What they didn’t know, is that the light and heat energy that is produced in the Sun, is produced by a process called nuclear fusion, which happens deep inside the star. Nuclear fusion, at a very basic level, is where two atoms of hydrogen fuse to form a helium atom and in the process releases some energy. The Sun converts about 600 million tonnes of hydrogen into helium every second. This energy from the core of the Sun travels up through various layers before radiating out into space in the form of light and heat. It can take thousands of years for light to get from the centre of the Sun and escape into space.
The Sun is around 4.6 billion years old and formed from a giant cloud of gas and dust. It is about half way through its life. Eventually the Sun will run out of hydrogen. At that point it will turn into a type of star called a red giant. The Sun will swell and eventually engulf Mercury and Venus. Scientists are not sure for certain if Earth will also get swallowed by the Sun. Even if it survives, the heat from the much closer Sun will have baked the Earth dry. We don’t need to worry about that though, because that is around 5 billion years away!
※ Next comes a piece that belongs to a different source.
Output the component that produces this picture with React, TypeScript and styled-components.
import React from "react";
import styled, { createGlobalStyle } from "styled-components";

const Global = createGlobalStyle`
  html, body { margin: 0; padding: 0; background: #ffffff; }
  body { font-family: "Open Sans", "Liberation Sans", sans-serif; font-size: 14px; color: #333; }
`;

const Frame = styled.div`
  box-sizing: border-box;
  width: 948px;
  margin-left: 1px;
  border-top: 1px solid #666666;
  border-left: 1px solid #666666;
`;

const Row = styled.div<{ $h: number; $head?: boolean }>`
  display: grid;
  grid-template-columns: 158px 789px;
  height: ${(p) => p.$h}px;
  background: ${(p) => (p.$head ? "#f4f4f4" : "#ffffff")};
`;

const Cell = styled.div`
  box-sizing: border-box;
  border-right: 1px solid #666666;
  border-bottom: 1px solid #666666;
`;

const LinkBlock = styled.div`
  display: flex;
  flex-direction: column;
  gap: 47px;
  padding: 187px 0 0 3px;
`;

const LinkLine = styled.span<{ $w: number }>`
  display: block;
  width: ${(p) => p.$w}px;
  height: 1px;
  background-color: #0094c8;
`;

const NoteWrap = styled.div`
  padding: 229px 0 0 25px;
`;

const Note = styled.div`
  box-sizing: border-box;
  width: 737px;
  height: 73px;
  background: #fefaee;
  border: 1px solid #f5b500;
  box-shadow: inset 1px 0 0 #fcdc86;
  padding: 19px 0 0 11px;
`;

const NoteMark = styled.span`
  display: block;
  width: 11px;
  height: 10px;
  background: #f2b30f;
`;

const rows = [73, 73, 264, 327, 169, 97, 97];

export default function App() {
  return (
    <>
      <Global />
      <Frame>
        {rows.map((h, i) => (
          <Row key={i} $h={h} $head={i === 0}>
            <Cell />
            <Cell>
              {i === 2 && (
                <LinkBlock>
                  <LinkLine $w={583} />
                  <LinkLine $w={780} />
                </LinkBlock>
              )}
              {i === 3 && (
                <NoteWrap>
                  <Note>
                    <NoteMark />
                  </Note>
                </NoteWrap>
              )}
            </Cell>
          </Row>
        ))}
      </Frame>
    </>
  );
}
The Sun is the brightest object in the night sky. You should never ever look at the Sun as it is so bright it will cause permanent eye damage. Pointing any sort of cameras or equipment at the Sun is also dangerous as it could damage the equipment. It is possible, with correct equipment to observe the Sun safely. Astronomers that do observe the Sun look for features such as sunspots, flares, coronal holes and prominences. There are a number of solar telescopes around the world that observe the Sun and also a fleet of spacecraft that observe and study the Sun. The first of which was Pioneer 6 in 1959.
Studying the Sun and monitoring it, is really important. Solar weather, which is variations in activity on the Sun, can have a wide variety of impacts here on Earth. Solar storms can cause power outages, communications outages, damage satellites and put astronauts in danger. Right now there are two spacecraft situated between the Earth and Sun, called SOHO (Solar and Heliospheric Observatory) and SDO (Solar Dynamics Observatory). Both of these spacecraft monitor the Sun 24 hours a day. The Parker Solar Probe is the latest NASA probe to explore the Sun. It launched in August 2018 and will be operational for at least another 6 years. The main purpose of the Parker Solar Probe is to monitor the Suns atmosphere which is also called the Corona.